======== Materials provided

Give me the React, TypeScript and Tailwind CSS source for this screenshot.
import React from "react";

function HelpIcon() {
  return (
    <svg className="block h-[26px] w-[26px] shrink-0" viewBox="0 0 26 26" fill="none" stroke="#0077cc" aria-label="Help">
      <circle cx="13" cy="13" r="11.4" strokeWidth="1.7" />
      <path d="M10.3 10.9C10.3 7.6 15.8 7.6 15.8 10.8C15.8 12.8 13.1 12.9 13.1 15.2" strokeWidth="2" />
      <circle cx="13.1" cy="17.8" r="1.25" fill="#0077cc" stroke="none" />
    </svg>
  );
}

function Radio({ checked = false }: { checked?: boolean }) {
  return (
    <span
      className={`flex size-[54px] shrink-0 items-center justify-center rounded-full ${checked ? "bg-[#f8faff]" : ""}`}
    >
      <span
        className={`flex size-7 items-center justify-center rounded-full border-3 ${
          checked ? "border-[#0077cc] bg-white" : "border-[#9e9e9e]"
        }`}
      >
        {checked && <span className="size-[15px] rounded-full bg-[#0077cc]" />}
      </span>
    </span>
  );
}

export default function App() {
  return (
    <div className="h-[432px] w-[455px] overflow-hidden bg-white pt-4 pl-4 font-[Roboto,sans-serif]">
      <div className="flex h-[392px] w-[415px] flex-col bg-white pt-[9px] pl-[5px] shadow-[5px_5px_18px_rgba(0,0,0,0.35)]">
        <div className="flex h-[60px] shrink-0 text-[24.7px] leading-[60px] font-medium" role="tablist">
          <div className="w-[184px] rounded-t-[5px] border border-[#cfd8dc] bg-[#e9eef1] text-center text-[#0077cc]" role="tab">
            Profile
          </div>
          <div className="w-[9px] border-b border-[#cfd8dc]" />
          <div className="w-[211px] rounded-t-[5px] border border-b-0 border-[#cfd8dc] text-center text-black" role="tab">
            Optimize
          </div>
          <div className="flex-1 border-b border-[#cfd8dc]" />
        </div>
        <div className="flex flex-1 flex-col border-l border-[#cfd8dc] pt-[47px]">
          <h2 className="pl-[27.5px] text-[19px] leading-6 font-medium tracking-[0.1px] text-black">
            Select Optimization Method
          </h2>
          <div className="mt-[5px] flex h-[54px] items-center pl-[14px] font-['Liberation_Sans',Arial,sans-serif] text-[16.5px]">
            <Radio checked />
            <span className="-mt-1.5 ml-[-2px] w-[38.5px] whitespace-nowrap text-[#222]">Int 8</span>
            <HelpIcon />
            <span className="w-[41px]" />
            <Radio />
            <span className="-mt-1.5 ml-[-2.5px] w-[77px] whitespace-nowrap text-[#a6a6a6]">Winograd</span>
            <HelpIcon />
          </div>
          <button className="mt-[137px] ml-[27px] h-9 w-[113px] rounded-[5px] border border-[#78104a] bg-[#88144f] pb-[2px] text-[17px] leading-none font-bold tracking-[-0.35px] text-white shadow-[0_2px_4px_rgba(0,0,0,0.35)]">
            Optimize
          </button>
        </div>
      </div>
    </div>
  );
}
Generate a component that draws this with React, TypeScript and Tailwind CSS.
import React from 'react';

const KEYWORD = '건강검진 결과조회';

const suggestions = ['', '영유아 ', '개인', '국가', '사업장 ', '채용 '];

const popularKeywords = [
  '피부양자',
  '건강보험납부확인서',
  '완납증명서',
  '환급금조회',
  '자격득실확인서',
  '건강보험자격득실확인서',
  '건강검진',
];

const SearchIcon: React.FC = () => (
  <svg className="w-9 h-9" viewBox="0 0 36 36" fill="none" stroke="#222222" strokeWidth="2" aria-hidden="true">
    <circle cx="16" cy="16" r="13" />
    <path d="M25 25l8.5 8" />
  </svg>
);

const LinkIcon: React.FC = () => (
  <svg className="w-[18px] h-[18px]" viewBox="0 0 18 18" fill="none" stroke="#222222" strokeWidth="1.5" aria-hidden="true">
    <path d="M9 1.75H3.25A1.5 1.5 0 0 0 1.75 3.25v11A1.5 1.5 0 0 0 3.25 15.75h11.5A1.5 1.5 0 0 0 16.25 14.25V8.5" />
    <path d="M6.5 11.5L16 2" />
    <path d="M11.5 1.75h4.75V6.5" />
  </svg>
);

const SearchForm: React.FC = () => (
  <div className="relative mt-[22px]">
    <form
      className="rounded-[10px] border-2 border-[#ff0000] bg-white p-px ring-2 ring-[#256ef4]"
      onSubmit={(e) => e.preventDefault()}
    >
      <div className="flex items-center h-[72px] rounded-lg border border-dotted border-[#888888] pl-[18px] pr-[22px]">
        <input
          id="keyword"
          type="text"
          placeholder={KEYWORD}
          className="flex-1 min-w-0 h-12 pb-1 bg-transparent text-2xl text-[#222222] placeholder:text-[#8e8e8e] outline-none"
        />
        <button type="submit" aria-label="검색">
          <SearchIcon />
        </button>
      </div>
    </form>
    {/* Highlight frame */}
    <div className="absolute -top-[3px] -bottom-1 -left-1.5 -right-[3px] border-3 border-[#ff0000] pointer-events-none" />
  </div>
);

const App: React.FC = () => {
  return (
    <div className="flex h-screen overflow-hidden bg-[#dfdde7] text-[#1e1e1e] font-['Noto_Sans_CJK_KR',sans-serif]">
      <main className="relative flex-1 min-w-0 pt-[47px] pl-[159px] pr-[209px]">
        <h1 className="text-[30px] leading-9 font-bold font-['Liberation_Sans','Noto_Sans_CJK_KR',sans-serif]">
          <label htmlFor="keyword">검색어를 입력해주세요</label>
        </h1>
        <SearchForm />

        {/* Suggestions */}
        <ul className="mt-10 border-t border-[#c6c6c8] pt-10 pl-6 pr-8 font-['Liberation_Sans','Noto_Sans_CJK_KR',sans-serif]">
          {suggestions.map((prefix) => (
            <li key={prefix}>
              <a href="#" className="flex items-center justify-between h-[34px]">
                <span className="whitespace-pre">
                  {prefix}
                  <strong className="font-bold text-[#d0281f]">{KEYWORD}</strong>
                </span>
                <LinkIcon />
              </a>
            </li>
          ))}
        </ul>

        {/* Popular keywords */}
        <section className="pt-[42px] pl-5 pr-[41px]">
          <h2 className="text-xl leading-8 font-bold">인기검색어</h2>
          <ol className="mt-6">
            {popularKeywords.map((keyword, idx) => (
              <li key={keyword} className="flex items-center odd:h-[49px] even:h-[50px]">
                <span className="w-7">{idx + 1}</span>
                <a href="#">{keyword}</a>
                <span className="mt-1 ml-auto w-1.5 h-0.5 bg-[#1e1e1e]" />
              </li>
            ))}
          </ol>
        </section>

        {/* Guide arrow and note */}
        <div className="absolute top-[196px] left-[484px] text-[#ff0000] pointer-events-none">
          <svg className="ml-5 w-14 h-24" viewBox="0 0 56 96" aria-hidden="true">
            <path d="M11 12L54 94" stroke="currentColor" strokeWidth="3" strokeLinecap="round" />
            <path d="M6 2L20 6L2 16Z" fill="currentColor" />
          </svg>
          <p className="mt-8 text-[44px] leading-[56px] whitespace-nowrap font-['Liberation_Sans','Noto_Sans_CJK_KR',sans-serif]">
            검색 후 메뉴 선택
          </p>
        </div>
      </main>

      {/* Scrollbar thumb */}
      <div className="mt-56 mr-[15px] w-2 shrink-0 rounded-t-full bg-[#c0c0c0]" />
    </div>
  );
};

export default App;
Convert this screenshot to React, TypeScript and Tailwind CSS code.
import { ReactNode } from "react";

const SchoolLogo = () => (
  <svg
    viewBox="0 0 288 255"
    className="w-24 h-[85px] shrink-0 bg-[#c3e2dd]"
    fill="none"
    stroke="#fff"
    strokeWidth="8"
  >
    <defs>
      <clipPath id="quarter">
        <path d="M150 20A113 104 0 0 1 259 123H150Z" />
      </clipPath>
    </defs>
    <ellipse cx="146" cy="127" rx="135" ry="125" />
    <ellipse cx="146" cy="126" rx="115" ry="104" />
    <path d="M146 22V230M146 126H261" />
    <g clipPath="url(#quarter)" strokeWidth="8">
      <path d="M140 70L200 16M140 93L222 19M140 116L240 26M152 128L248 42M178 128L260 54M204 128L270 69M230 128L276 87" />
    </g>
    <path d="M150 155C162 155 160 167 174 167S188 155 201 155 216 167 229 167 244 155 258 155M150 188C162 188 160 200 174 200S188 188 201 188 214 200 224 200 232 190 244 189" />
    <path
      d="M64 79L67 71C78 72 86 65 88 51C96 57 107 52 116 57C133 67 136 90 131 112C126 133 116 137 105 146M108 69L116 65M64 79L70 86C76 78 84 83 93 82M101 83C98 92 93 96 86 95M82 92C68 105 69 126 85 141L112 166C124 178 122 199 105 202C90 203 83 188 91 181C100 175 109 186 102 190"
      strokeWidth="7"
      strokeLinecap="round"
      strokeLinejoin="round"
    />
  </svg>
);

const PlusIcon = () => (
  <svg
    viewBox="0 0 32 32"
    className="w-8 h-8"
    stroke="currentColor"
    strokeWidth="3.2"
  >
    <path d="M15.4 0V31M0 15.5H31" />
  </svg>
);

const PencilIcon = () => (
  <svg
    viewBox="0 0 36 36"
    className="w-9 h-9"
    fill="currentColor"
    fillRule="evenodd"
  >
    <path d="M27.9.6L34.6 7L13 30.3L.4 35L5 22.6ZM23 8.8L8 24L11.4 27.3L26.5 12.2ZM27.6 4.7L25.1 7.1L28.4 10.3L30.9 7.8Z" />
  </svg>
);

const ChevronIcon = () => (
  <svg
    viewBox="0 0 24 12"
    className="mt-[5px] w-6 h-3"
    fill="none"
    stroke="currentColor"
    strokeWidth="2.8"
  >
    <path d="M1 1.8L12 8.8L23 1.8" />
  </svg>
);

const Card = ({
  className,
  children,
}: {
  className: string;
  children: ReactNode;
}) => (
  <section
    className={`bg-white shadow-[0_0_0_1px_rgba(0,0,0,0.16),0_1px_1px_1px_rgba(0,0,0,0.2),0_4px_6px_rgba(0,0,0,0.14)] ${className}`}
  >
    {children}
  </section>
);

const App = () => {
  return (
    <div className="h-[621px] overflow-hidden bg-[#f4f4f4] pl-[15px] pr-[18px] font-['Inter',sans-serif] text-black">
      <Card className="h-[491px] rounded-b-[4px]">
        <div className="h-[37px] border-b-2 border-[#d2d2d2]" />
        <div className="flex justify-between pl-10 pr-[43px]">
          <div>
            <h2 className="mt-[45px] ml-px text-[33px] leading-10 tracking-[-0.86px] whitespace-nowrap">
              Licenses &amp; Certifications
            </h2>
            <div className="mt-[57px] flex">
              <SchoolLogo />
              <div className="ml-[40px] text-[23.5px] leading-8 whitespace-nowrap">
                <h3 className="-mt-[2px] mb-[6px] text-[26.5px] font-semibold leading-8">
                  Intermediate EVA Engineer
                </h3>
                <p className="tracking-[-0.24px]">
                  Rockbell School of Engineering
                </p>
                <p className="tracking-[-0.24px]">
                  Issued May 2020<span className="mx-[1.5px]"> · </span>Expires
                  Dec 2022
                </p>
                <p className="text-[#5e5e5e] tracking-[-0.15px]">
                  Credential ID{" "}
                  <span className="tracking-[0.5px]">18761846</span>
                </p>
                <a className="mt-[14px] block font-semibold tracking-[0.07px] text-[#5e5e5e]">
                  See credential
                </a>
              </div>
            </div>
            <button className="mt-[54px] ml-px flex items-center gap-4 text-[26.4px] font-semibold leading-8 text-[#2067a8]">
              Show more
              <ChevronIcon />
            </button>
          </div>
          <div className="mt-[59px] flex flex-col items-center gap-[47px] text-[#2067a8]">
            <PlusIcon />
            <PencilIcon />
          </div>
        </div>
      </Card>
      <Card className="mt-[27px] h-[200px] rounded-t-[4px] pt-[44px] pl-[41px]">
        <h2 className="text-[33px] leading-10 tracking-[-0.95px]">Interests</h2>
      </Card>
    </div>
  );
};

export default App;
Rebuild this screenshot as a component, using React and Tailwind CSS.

================

Set exercise:
List the lines that contain the word "this".

Final result:
Give me the React, TypeScript and Tailwind CSS source for this screenshot.
Generate a component that draws this with React, TypeScript and Tailwind CSS.
Convert this screenshot to React, TypeScript and Tailwind CSS code.
Rebuild this screenshot as a component, using React and Tailwind CSS.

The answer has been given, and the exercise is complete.